I preached …. in a jail. Everybody needs the gospel, but nobody needs the gospel more than those that are behind bar.s … I preached there for about a year and a half and all of a sudden churches started calling. “Would you fill in here, would you fill in here?” … God woke me up in the middle of the night one night about 2 a.m. and the Lord said, “I’m going to give you a church.” I woke up the next morning and told my wife, “the Lord said he’s going to give us a church and called me to pastor.” She said, “Where?” and I said, “Well he didn’t tell me that. I don’t know, I just know I’m going to pastor a church.” Three days later after that…(I got a call and they) said we’ve been looking for a pastor for about two years and we would like for you to come and preach. I was just coming to preach. There’s a process, there’s a human process. You have to go to a committee and do a background (check). I come in and preach one sermon here and they said, “OK, we’ll see you tonight,” and I said I didn’t know I was coming back tonight, I thought I was just preaching one. And they said well we’ve heard you and had a small discussion and we’d like for you to be our pastor.

I told my pastor that and he said well that’s just out of the ordinary, it doesn’t work out that way, and I said well God wanted me there. … God said stand us up as a full-time ministry, he didn’t say how long. I’m a by-vocational preacher. I have a full-time job and so one day this will be a full-time church with a full-time secretary and a full-time pastor and full-time youth minister. That’s the goal. I know what God’s given me, (a) clear vision, it’s just a matter of getting there. We’ve been working on it for four and a half years, and, glory to God, we had 18 people the first time I preached here. We had 100 last Sunday (March 15). That’s a 500% increase over the last five years. Our budget’s growing, our congregation is growing, our youth department is growing. Sometimes we try to push ahead of God’s plan for us, but he knows what he’s doing.
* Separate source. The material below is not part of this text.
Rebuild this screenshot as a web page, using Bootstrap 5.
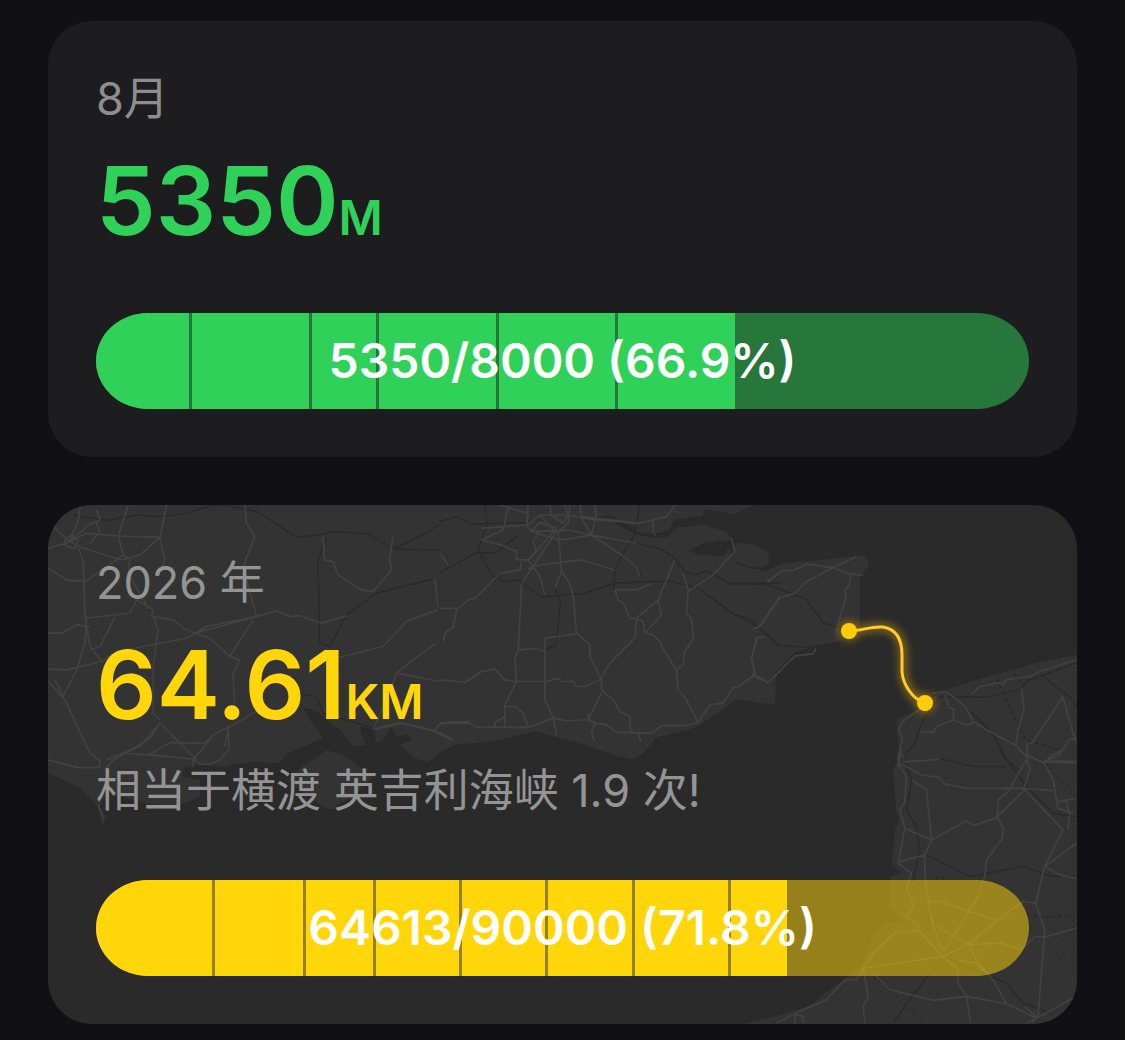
<!DOCTYPE html>
<html lang="zh-CN" data-bs-theme="dark">
<head>
<meta charset="utf-8">
<meta name="viewport" content="width=device-width, initial-scale=1">
<title>距离目标</title>
<link rel="stylesheet" href="https://cdn.jsdelivr.net/npm/bootstrap@5.3.0/dist/css/bootstrap.min.css">
<style>
  body { background: #111015; font-family: Inter, "Noto Sans CJK SC", sans-serif; }
  .goal-list { padding: 21px 48px 16px; gap: 48px; }
  .goal { background: #1d1d1f; border-radius: 44px; padding: 48px; }
  .goal-map { background: #2a2a2a; }
  .map-art { z-index: 0; }
  .goal-body { z-index: 1; }
  .period, .compare { font-size: 45px; line-height: 60px; font-weight: 400; color: #8e8e90; }
  .goal-map .period, .goal-map .compare { color: #949494; }
  .compare { padding: 16px 0 7px; }
  .total { font-size: 95px; line-height: 120px; font-weight: 600; margin: 12px 0 52px; }
  .total-map { margin-bottom: 0; }
  .compare + .meter { margin-top: 52px; }
  .unit { font-size: 48px; line-height: 1; }
  .meter { height: 96px; border-radius: 52px / 48px; }
  .seg { border-right: 3px solid transparent; background-clip: padding-box; }
  .seg:nth-last-child(2) { border-right: 0; }
  .meter-text { font-size: 48px; line-height: 96px; font-weight: 600; }
  .green-ink { color: #30d158; }
  .green-track { background: #27763b; }
  .green-track .seg { background-color: #30d158; }
  .yellow-ink { color: #ffd60a; }
  .yellow-track { background: rgba(255, 214, 10, .5); }
  .yellow-track .seg { background-color: #ffd60a; }
</style>
<script defer src="https://cdn.jsdelivr.net/npm/bootstrap@5.3.0/dist/js/bootstrap.bundle.min.js"></script>
</head>
<body>
<main class="goal-list d-flex flex-column">

  <section class="goal">
    <div class="period">8月</div>
    <div class="total green-ink">5350<span class="unit">M</span></div>
    <div class="meter green-track d-flex position-relative overflow-hidden" role="progressbar" aria-label="8月" aria-valuenow="5350" aria-valuemin="0" aria-valuemax="8000">
      <div class="seg" style="width:10.29%"></div>
      <div class="seg" style="width:12.86%"></div>
      <div class="seg" style="width:7.18%"></div>
      <div class="seg" style="width:12.86%"></div>
      <div class="seg" style="width:12.75%"></div>
      <div class="seg" style="width:12.54%"></div>
      <div class="meter-text position-absolute top-0 start-0 w-100 text-center text-white">5350/8000 (66.9%)</div>
    </div>
  </section>

  <section class="goal goal-map position-relative overflow-hidden">
    <svg class="map-art position-absolute top-0 start-0 w-100 h-100" viewBox="48 505 1029 519" preserveAspectRatio="xMidYMid slice" aria-hidden="true">
      <defs>
        <filter id="glow" x="-30%" y="-30%" width="160%" height="160%"><feGaussianBlur stdDeviation="4"/></filter>
      </defs>
      <!-- land -->
      <g fill="#333333">
        <path d="M48 505H753L735 514L706 509L702 516L675 519L669 530L655 534L640 533L620 522L605 517L620 526L635 534L652 538L668 537L678 527L705 525L727 532L733 540L718 541L704 543L688 551L700 555L724 556L728 548L733 557L736 542L755 545L768 552L770 563L760 568L745 565L734 561L738 565L765 571L785 563L840 558L866 555L869 565L860 576L860 622L842 641L815 646L795 652L776 672L775 705L736 699L725 708L695 728L655 738L645 752L633 759L620 757L585 745L535 731L500 740L455 745L440 752L428 763L413 757L400 745L411 740L408 734L398 737L391 727L382 741L376 743L374 728L360 727L365 745L353 746L340 730L329 722L318 712L303 707L310 720L323 738L303 747L287 753L280 763L253 762L220 767L200 764L183 768L183 777L200 780L200 797L173 807L140 802L107 793L100 807L107 818L102 825L98 807L80 788L48 773Z"/>
        <path d="M327 750L343 755L373 777L358 792L330 810L310 798L287 780L303 766Z"/>
        <path d="M745 1024L807 1007L843 980L860 967L873 937L887 923L903 921L890 907V877L902 873L892 865L895 827L900 822L896 810L893 770L899 758L897 718L920 710L940 692L960 685L1000 673L1040 662L1077 655V1024Z"/>
      </g>
      <!-- railways and motorways -->
      <g fill="none" stroke="#292929" stroke-width="4" stroke-linejoin="round">
        <g transform="translate(40 500) scale(.333)">
          <path d="M100 45L200 62L290 45L360 50L440 40L520 15L560 15L650 35L700 65L770 112L840 105L880 95L985 100L1060 147L1110 125L1200 75M860 115L835 180L840 430L870 440L920 345L1010 280L1190 235M770 580L830 590L850 640L950 670L1010 685M1060 147L1200 150"/>
        </g>
        <g transform="translate(440 500) scale(.333)">
          <path d="M0 65L50 50L95 72L260 68M135 15L142 70L115 150L155 225L190 245L235 240L305 292L435 280L525 250L690 243L775 265L885 345L925 355L1020 438M0 218L110 158L165 160L230 110M345 265L362 310L348 435L315 450M600 15L585 100L525 210L522 270M585 130L660 145L700 170L735 215L770 225L800 212L870 252L1020 250M430 60L510 48L590 90M545 165L590 200L610 235"/>
        </g>
        <g transform="translate(740 500) scale(.333)">
          <path d="M0 250L75 252L150 280L200 300L250 370L310 385M0 352L60 385L115 438L220 442L290 430M500 805L495 765L525 730L545 670L600 590L740 592L840 570L860 545L1010 490M640 590L720 660L770 720L800 780L850 820M910 530L1000 600L1010 620M820 520L840 545"/>
        </g>
        <g transform="translate(740 750) scale(.333)">
          <path d="M500 50L515 90L500 180L530 230L540 300L520 390L560 420L570 550M560 315L690 380L850 350L930 378L1010 380M600 25L700 50L800 50M780 0L860 110L940 190L1010 200M460 820L520 735L610 620L800 700L850 760L930 790"/>
          <path stroke-dasharray="8 10" d="M570 380L610 385L720 460L880 500L1000 500L1000 540L940 600L960 625L1010 585M370 660L430 700L550 820M920 40L960 90L1010 130M900 510L960 495"/>
        </g>
        <path stroke-width="2" stroke-dasharray="3 4" d="M997 679L1018 725L1026 740L1060 750"/>
      </g>
      <!-- roads -->
      <g fill="none" stroke="#424242" stroke-width="5" stroke-linejoin="round">
        <g transform="translate(40 500) scale(.333)">
          <path d="M90 125L40 80M90 125L25 145M90 125L115 60L120 20M90 125L145 75L180 60L170 30M90 125L140 100L235 108L360 112M90 125L130 145L245 180L300 165L360 112L380 15M75 120L95 105L115 120L105 145L80 140ZM165 60L180 95L150 130M235 108L250 60L265 15M235 108L250 165L200 200L135 245L80 240L25 205M115 145L130 185L135 350L150 440L190 490M135 355L270 340L290 300L340 330L335 350L400 360L430 385L465 400L650 350L610 200L645 110L620 70L615 15M225 350L180 440L150 450M25 400L65 400L110 375L150 380M250 165L270 180L265 220L325 325M360 112L375 180L360 215M340 350L355 390L340 500L340 640L360 660M25 508L80 510L185 485L230 455L440 415L500 380L650 350L710 333L750 350L780 347L845 370L920 348M465 400L510 415L570 470L640 360M570 470L600 480L580 520L585 650M25 545L75 600L150 760M45 540L70 590L110 510L135 430L140 350M360 670L430 740L470 780M360 670L300 740L200 780M565 685L640 640L685 615M565 685L555 740M850 110L855 180L880 185L895 225L965 270L1000 275L1055 210L1050 175L1060 110M1185 235L1195 320M870 480L910 470L950 460L1030 440L1100 365L1195 330M1200 545L1070 520L1120 480L1190 430M1070 520L1050 580L1000 690"/>
        </g>
        <g transform="translate(440 500) scale(.333)">
          <path d="M205 20L190 90L125 120L185 135L230 155L230 180H265L350 85M125 85L265 75L300 45H390L430 55L600 70L640 60L680 50L705 15M180 15L265 40L260 75L275 95L385 90L455 105L590 130M265 15L260 75M330 15L335 45L370 70L385 45L375 15M390 15L385 70L350 100L300 45M350 85L300 68L275 92L295 98L280 125L290 155L265 180L300 230L315 285M425 55L455 105L470 45L465 15M420 15L425 50L600 70M455 105L380 118H350L290 100M455 105L545 165L590 200L600 230M350 95L245 250L235 450L290 445L315 455L315 600L340 655M355 95L365 215L390 250L400 290L410 400L450 435L450 470L485 540L485 570L520 600L540 635L570 650L572 700M365 215L345 265M410 402L315 415V455M265 205L300 195L425 180L525 210M245 185L240 210L180 220L105 295L85 300L50 330L40 380L15 400L10 425M0 325H60M0 540L75 548L125 515L165 508L195 540L230 545L320 545L355 535L365 545H400L410 560H435L480 540L510 490L585 415L590 355L570 355L550 310L535 300L525 270M235 450L225 470L230 545L195 615L195 680M195 620H225L250 640L265 680M0 670H90L110 682L265 683L340 655L380 663L445 660L485 580M445 640V660L465 670L455 700L465 725M465 670L500 675L530 697L635 700L665 678L740 677L775 668L740 600L715 570L710 510L665 440V430L640 405L615 400L610 365L590 355L655 300L705 180M655 300L665 345L615 400M710 510L730 495L735 455L762 415L755 355L740 340L745 270L730 220M525 270L590 270L635 250M745 275L820 225L885 155L875 115M775 668L810 615L850 610L880 563L895 560L940 528L985 548L1020 515M940 528L945 510L935 475L950 415L970 410M640 60V95L647 107M340 655L350 705M595 700L603 727M980 245L1020 220M1020 290L960 380L940 387M0 160L25 195M0 700L40 720M165 680V668L195 650"/>
        </g>
        <g transform="translate(740 500) scale(.333)">
          <path d="M85 245L125 212H160L200 193L280 203L350 170M280 203L200 245L165 280L120 293L60 380L40 387M280 203L330 222L370 226M332 222L328 255L315 272L318 290L295 370L290 400M75 410L52 415L35 475L45 525L0 558M45 525L85 548L165 468L220 462L228 445M475 800V770L488 715L475 690L490 665L530 635L580 600M580 580L615 575L640 590L680 625L700 665L740 690L830 738M615 585L625 620L643 630L640 660L590 680L580 698H540M640 660L680 675L700 670M695 585L720 560L780 548L790 555L800 540L870 530L900 515L1010 480M845 565L853 630L835 690L828 738M970 590L1000 700L1010 725M970 590L880 725L862 735V790M1010 718H990L960 765L920 785H1010M475 770H495M830 738L860 770"/>
        </g>
        <g transform="translate(740 750) scale(.333)">
          <path d="M485 0L475 40L500 80L495 155L480 180L495 235L475 340L515 370L500 415L520 470L500 505L530 515L540 545L600 610L655 660L655 700L680 740L693 820M475 40L500 50L545 75L595 82L615 102L680 115H850L940 122M490 35L510 35L600 28M515 90L560 120L575 270L555 315L555 380L565 450L565 470L600 590L615 600L710 450L735 380L740 330L788 265L790 235L772 200L850 125L870 60L860 20L840 0M575 270L495 235M575 270L680 213L700 227L772 203L775 150L805 125L860 30M480 335L555 315M565 455H600L770 512L850 455L888 460L915 350L970 240L850 115M770 515L690 580L610 620L375 655M590 530L690 585L780 578L845 600L885 560L915 562L1010 535M888 460L915 540L895 800M915 350L960 375L1010 385M915 350L1010 280M860 15L915 40L940 90L955 175L1000 190M910 35L1010 38M955 155L1010 145M980 150L990 190L985 240M540 545L470 545L405 605L370 655L350 690H315L260 750L190 780L110 820M370 655L385 740L370 770L375 820M400 670L450 720L580 752L680 740L800 762L890 805M690 585L710 630L760 690L800 762M655 630L710 640L750 680M1000 745L920 790L860 820M855 770L890 800L880 820M165 820V795L190 800V820M910 40L940 15L970 0"/>
        </g>
        <g transform="translate(40 690) scale(.333)">
          <path d="M150 190L180 212L178 235M25 210L115 233H178M195 240L220 210L255 190L325 195L430 205L460 208L490 175L520 135L570 108M255 190L330 145L360 100M325 195L390 158L495 160L520 135M565 115L567 180L540 210L510 223H480L460 208V232M175 345L190 385"/>
        </g>
        <path stroke-width="2" d="M375 729L401 723L419 727L434 731L440 724L452 722H470M434 731L452 740"/>
      </g>
      <!-- crossing route -->
      <g fill="none" stroke="#ffb800" stroke-width="7" opacity=".5" filter="url(#glow)">
        <path d="M849 631C862 631 870 626 883 627C895 629 903 638 903 655V672C904 684 912 699 925 703"/>
        <circle cx="849" cy="631" r="6"/><circle cx="925" cy="703" r="6"/>
      </g>
      <path fill="none" stroke="#ffcc2b" stroke-width="3" d="M849 631C862 631 870 626 883 627C895 629 902 638 902 655V672C903 684 912 699 925 703"/>
      <circle cx="849" cy="631" r="8" fill="#ffcc0a"/><circle cx="925" cy="703" r="8" fill="#ffcc0a"/>
    </svg>

    <div class="goal-body position-relative">
      <div class="period">2026 年</div>
      <div class="total total-map yellow-ink">64.61<span class="unit">KM</span></div>
      <div class="compare">相当于横渡 英吉利海峡 1.9 次!</div>
      <div class="meter yellow-track d-flex position-relative overflow-hidden" role="progressbar" aria-label="2026 年" aria-valuenow="64613" aria-valuemin="0" aria-valuemax="90000">
        <div class="seg" style="width:12.75%"></div>
        <div class="seg" style="width:9.75%"></div>
        <div class="seg" style="width:7.5%"></div>
        <div class="seg" style="width:9.22%"></div>
        <div class="seg" style="width:9.22%"></div>
        <div class="seg" style="width:9.32%"></div>
        <div class="seg" style="width:10.29%"></div>
        <div class="seg" style="width:6.01%"></div>
        <div class="meter-text position-absolute top-0 start-0 w-100 text-center text-white">64613/90000 (71.8%)</div>
      </div>
    </div>
  </section>

</main>
</body>
</html>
Q: After you retired, why did you and your wife return to the church and visit a bunch of different ones?

A: Seeking the Lord. I knew he was really calling me and three times a week wasn’t enough. I was the faith leader at Hampton First Baptist, so I took teams out and taught them how to knock on doors and how to interact with people and how to sell Jesus, so there’s my recruiting skills come into play. God gave me boldness and courage. I had spoken in front of as many as 5,000 people at one time in the Marine Corp. I was an instructor, I spent most of my time on a platform. I don’t have any great God-given gifts. I wasn’t an athlete, I can’t run a 100-yard dash in 40 seconds, but I can speak in front of people, and I’m not scared. I don’t stand there and my knees shake when I get up there. I can do an impromptu speech on anything, I can sell you this pen. And so I guess God using me… Obviously it wasn’t enough. I wasn’t getting enough of God. He would call me, I had a thirst, as the Bible said, and a hunger, I hungered, for righteousness, to be right with God and to know more about him, and the thing is, I read when I was young, I did the Bible flipping drills. They’d give you three words in the Bible and they may say, “Jesus came to seek and save,” and you’d have to find that verse in the Bible and step forward. … All of it was stored up in here, it just needed to be recalled. I think God’s given me a gift to take a historical document, which the Bible is, and live in revelation of that word and to turn it into meaning, which it is meant for in today’s world no matter what society is. Whether we’ve got space ships or we’ve got horses and carriages. The theology of God’s word is the same for all of us if we can understand it. Not that it’s ever changing, but we change. I think the big hardship we face today is that god’s word doesn’t change even though we do. We’ve got to stay true to the word of God.

Q: What is it like to be able to look back at your life and see where you are now?

A: A lot of times we don’t see God working in our life, we don’t see the places and the burdens that we bear in life are burdens, that even bad things that happen to us, God uses for good. … When I go back and look now at my different jobs in the military, the Lord’s always sent me places that have been. The army has always sent me places, the Marine Corp … It seems like I was always sent to units that were messed up that I had to fix. It always seemed to burden me. … Some of the jobs I had, I didn’t like. I was a recruiter, basically I had to be a recruiter. … I didn’t feel like I was a salesman, I didn’t feel like I was a speaker. I was an entryman, I fight the enemy, that’s what I do. But looking back, faith looks forward but faith looks back, too. My empathy … to be able to empathize with people, number one, walking outside my faith and not staying on that straight and narrow has allowed me to see things from (others’) perspective that I couldn’t have seen had I stayed that right road. Either way, God gets glory, whether you followed him your whole life and been right there humbling yourself or whether you strayed away, God can still use those things for his advantage.

Me personally, I can see now by being here, I can see every move God made looking back. I couldn’t see it at the time, I couldn’t understand it, but it helps me really have faith in God (saying) he’d never leave me nor forsake me. I knew he was there using everything in my life because I knew where he wanted me to be. We can’t always see that in our life — we can’t always say, “Hey, why God am I going through this?” But sometimes we just have to be tested and be hardened and refined for the duties ahead of us that God’s got prepared for us. In advance, the Bible says, so this is not some mistake that I just happened into. God planned from the beginning, how long it took to get me here. They were looking for a church for two years. I was preaching for two years. I said, you know, if I wouldn’t have told God yes, y’all could’ve been without a preacher for another year because … God was waiting to fill this position and it was based on my heart. It had something to do with me before he sent me down here, so they would’ve just been waiting. … God, he’s a beginning and the end, the alpha and the omega. He doesn’t have a clock. We do, I’ve got a watch on, he don’t.


Harmony Baptist Church worships at 10:30 a.m. and 2 p.m. Sundays and 6 p.m. Wednesdays. Mitchell said all are welcome to worship.

The church is located at 4268 Junction City Hwy in El Dorado.